Virgin field. Untouched. Scientist’s dream. History is speckled with such stories. You may have come upon such a field in your own career. It’s very exciting. Gets the blood pumping. So many opportunities for research, publishing, and getting your name associated with a new theory, equation, or dimensionless number . Leonard Euler experienced this dream.

Leonhard Euler (1707-1783) – Right person, right place, right time

Read Euler, read Euler, he is the master of us all. – Laplace [1]
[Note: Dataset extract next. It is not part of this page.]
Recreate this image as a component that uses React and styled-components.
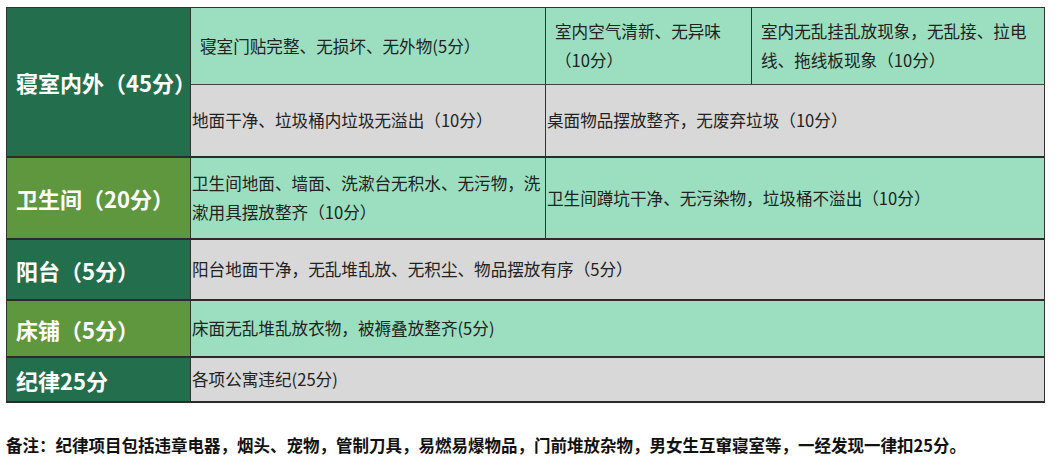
import React from "react";
import styled, { createGlobalStyle } from "styled-components";

const GlobalStyle = createGlobalStyle`
    body {
        margin: 0;
        background: #ffffff;
        font-family: "Noto Sans CJK SC", "Noto Sans", sans-serif;
    }
`;

const Page = styled.div`
    padding: 7px 6px 0 6px;
    width: 1059px;
    height: 456px;
    box-sizing: border-box;
    overflow: hidden;
`;

const Table = styled.div`
    display: grid;
    grid-template-columns: 184px 355px 206px 293px;
    grid-template-rows: 77px 73px 82px 61px 57px 45px;
    width: 1039px;
    box-sizing: border-box;
    border-top: 1px solid #333;
    border-left: 1px solid #333;
`;

const colors = {
    dark: "#236f4d",
    olive: "#5f973f",
    mint: "#9bdfc0",
    gray: "#d8d8d8",
};

const Head = styled.div`
    grid-row: ${props => props.rows};
    grid-column: 1;
    display: flex;
    align-items: center;
    padding-left: 9px;
    box-sizing: border-box;
    background-color: ${props => colors[props.tone]};
    border-right: 1px solid #333;
    border-bottom: 2px solid #2b2b2b;
    color: #ffffff;
    font-size: 22px;
    font-weight: bold;
    white-space: nowrap;
`;

const Cell = styled.div`
    grid-row: ${props => props.row};
    grid-column: ${props => props.cols};
    display: flex;
    align-items: center;
    box-sizing: border-box;
    padding: ${props => (props.padded ? "0 8px 0 9px" : "0 0 0 1px")};
    background-color: ${props => colors[props.tone]};
    border-right: 1px solid #333;
    border-bottom: ${props => (props.thin ? "1px solid #444" : "2px solid #2b2b2b")};
    color: #222;
    font-size: 16.6px;
    line-height: 29px;
`;

const Note = styled.p`
    margin: 30px 0 0 0;
    font-size: 16.5px;
    line-height: 24px;
    font-weight: bold;
    color: #111;
    white-space: nowrap;
`;

const App = () => (
    <Page>
        <GlobalStyle />
        <Table>
            <Head rows="1 / 3" tone="dark">寝室内外（45分）</Head>
            <Cell row={1} cols="2" tone="mint" padded thin>寝室门贴完整、无损坏、无外物(5分）</Cell>
            <Cell row={1} cols="3" tone="mint" padded thin>室内空气清新、无异味（10分）</Cell>
            <Cell row={1} cols="4" tone="mint" padded thin>室内无乱挂乱放现象，无乱接、拉电线、拖线板现象（10分）</Cell>
            <Cell row={2} cols="2" tone="gray">地面干净、垃圾桶内垃圾无溢出（10分）</Cell>
            <Cell row={2} cols="3 / 5" tone="gray">桌面物品摆放整齐，无废弃垃圾（10分）</Cell>

            <Head rows="3" tone="olive">卫生间（20分）</Head>
            <Cell row={3} cols="2" tone="mint">卫生间地面、墙面、洗漱台无积水、无污物，洗漱用具摆放整齐（10分）</Cell>
            <Cell row={3} cols="3 / 5" tone="mint">卫生间蹲坑干净、无污染物，垃圾桶不溢出（10分）</Cell>

            <Head rows="4" tone="dark">阳台（5分）</Head>
            <Cell row={4} cols="2 / 5" tone="gray">阳台地面干净，无乱堆乱放、无积尘、物品摆放有序（5分）</Cell>

            <Head rows="5" tone="olive">床铺（5分）</Head>
            <Cell row={5} cols="2 / 5" tone="mint">床面无乱堆乱放衣物，被褥叠放整齐(5分)</Cell>

            <Head rows="6" tone="dark">纪律25分</Head>
            <Cell row={6} cols="2 / 5" tone="gray">各项公寓违纪(25分)</Cell>
        </Table>
        <Note>备注：纪律项目包括违章电器，烟头、宠物，管制刀具，易燃易爆物品，门前堆放杂物，男女生互窜寝室等，一经发现一律扣25分。</Note>
    </Page>
);

export default App;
As a child prodigy in Switzerland, the most famous and gifted student to the famed mathematician Johann Bernoulli, and collaborator with Johann’s son Daniel, Leonard Euler was well prepared to absorb the writings of the leading mathematicians and physicists and seize the opportunity to unite those two worlds. He was the right person, in the right place, at the right time. Newton’s Principia and Leibniz’s calculus, more user-friendly than Newton’s, had developed in parallel and sat waiting to be brought together. It was Euler who did this. Today, thanks to Euler, we practice Newton’s physics using Leibniz’s calculus.

The power of sitting at the interface

Euler’s seat at the interface between physics and calculus enabled him to simultaneously consider both, thus enabling one of the most remarkable parallel developments of two separate fields in history.  Breakthroughs in one led to breakthroughs in the other.  Euler was playing on a wide-open field that no one had yet touched. 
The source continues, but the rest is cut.